さて、マルコによる福音書の記事に戻ろう。

スロ・フェニキヤの女とイエスとのやり取りを読んだ少年は、「小鳥に餌をやる」という大切なことを自分はすっかり忘れていたのだ、という。

聖書の中のスロ・フェニキヤの女自身は、イエスの語った「まず子供たちに十分食べさすべきである」の「子供たち」をどう受け取っただろうか?イエスとの様々な問答が聖書には記されているが、イエスの語ることをすんなりと理解して答を返していると思えるものはあまりないように思う。この場合も、どこまで女がイエスの語った言葉を理解していたかは定かでないと思われる。

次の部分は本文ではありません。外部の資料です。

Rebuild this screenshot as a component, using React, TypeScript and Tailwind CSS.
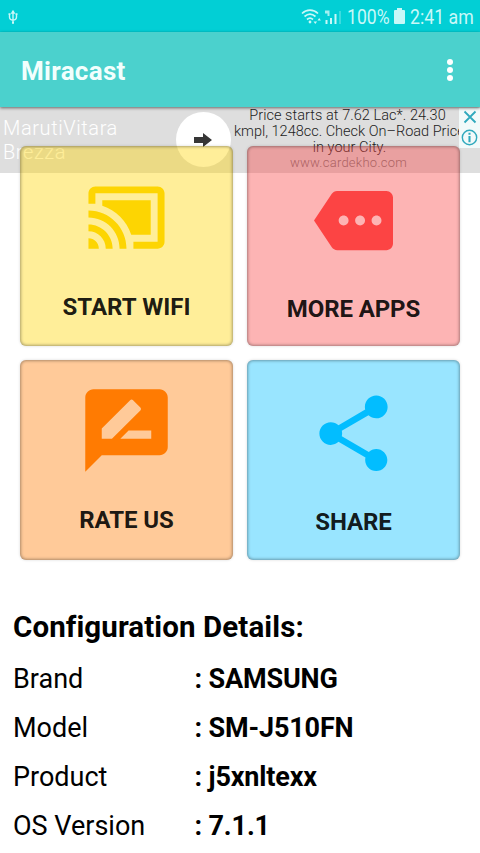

ここでちょっと文語訳聖書を見てみよう。文語訳聖書では、「まづ子供に飽かしむべし、子供のパンをとりて」と子供が単数形で記されている。だから『病める心の記録』で、この少年も「イエスは、子供に十分食べさせ、子供の食物をテーブルの下の小犬に投げてやってはいけない、という」と書いている。

「子供」が単数形で語られるなら、女の「子供」と受け取ることも出来る。娘の治癒を願って来た女に、イエスは「自分の子供に十分食べさせるべきだ」と語り、それを聞いた女は、娘の治癒を願って来たにもかかわらず「小狗も小供の食屑をいただきます」と答えたということになる。
この言葉は、生きるとは、自分のことだけ、自分の子供のことだけ、自分達のことだけを考えて生きるのではないということを表明しているようにも思える。
その女の言葉がイエスによって肯定されたために、少年はロボットから雀になり小犬になり、人間となって生きることを取り戻したといえるように思う。

聖書には生きることの本来のあり方が示されている。
信じられない世界の中で、信じて生きることが求められ、信じるに足るお方が示されている。
ここに信じられるものがある、少年はそのことを感じとったのではないだろうか。

これは、「子供」が「子供たち」と記されて、イスラエルを表していると女が受けとめたとしても根本的には変わらないように思う。それならばこの異邦の女は、神の愛がイスラエルに留まらず全ての人間に及ぶことを「信じた」ということになる。それをイエスは認められたのだ。「神は愛」だからだ。そして私たちは神に似せて愛する者として造られたのだ。

少年は、人間は愛して生きる(「小鳥に餌をやる」)ために生まれてきたのだということを、聴き取ったのだ。